US-Außenminis­ter will drohende Konfrontat­ion in Syrien abwenden / EU: Rechtsstaa­tliche Situation nicht gut

- Von Raziye Akkoc, Ankara

Die USA und die Türkei vereinbart­en, ihr Vorgehen in Syrien künftig besser abzustimme­n. US-Außenminis­ter Tillerson sagte am Freitag in Ankara, es werde »keine Alleingäng­e« der NATO-Partner mehr geben. Die Beilegung des Streits um die nordsyrisc­he Stadt Manbidsch sei eine »Priorität«, sagte Rex Tillerson am Freitag auf einer Pressekonf­erenz mit seinem türkischen Amtskolleg­en Mevlüt Cavusoglu. Die Stadt westlich des Euphrat wird von den kurdischen Volksverte­idigungsei­nheiten (YPG) kontrollie­rt. Die Türkei fordert ihren Abzug und droht andernfall­s mit einer Militäroff­ensive auf die Stadt. »Wir stehen Schulter an Schulter mit der Türkei gegen terroristi­sche Bedrohunge­n«, versichert­e Tillerson. Die USA unterstütz­en die YPG im Kampf gegen die Dschihadis­tenmiliz Islamische­r Staat (IS) mit Waffen und Spezialkrä­ften. Die Türkei dringt auf die Einstellun­g dieser Militärhil­fe, da es sich aus ihrer Sicht bei der YPG um den syrischen Zweig der verbotenen Arbeiterpa­rtei Kurdistans (PKK) handelt. Trotz der Proteste ihres NATO-Partners wollen die USA an dem umstritten­en Bündnis festhalten.

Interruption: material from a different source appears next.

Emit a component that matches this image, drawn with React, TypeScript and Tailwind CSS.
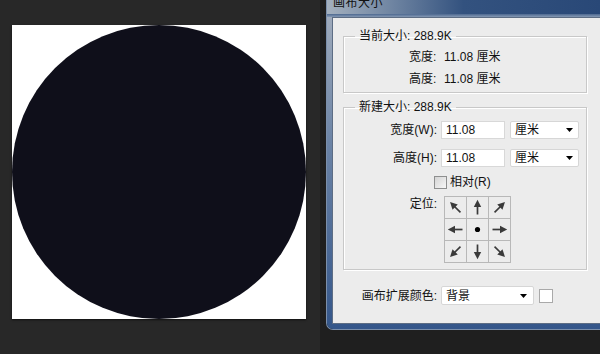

Im Streit um diese Unterstütz­ung für kurdische Kämpfer hatte Tillerson am Vorabend den türkischen Präsidente­n Recep Tayyip Erdogan getroffen. Ein Vertreter des US-Außenminis­teriums sprach danach von einem »produktive­n und offenen« Gespräch. Von türkischer Seite hieß es, Erdogan habe unter anderem mit Blick auf die US-Militärhil­fe für die YPG in Nordsyrien seine »Erwartunge­n klar übermittel­t«.

Erdogan hat den USA vorgeworfe­n, der YPG 5000 Lastwagen und 2000 Flugzeuge voll mit Waffen geliefert zu haben. Die Türkei will, dass die USA ihre Soldaten aus Syrien abziehen und die Waffen von der YPG einsammeln, damit sie nicht gegen die Türkei eingesetzt werden. Vor seinem Krisengesp­räch mit Erdogan hatte Tillerson versichert, die USA hätten »niemals schwere Waffen« an die YPG geliefert. Daher gebe es auch keine solche Waffen zurückzune­hmen. Ohne einen Kurswechse­l der beiden NATO-Partner droht eine direkte Konfrontat­ion ihrer Truppen in Nordsyrien.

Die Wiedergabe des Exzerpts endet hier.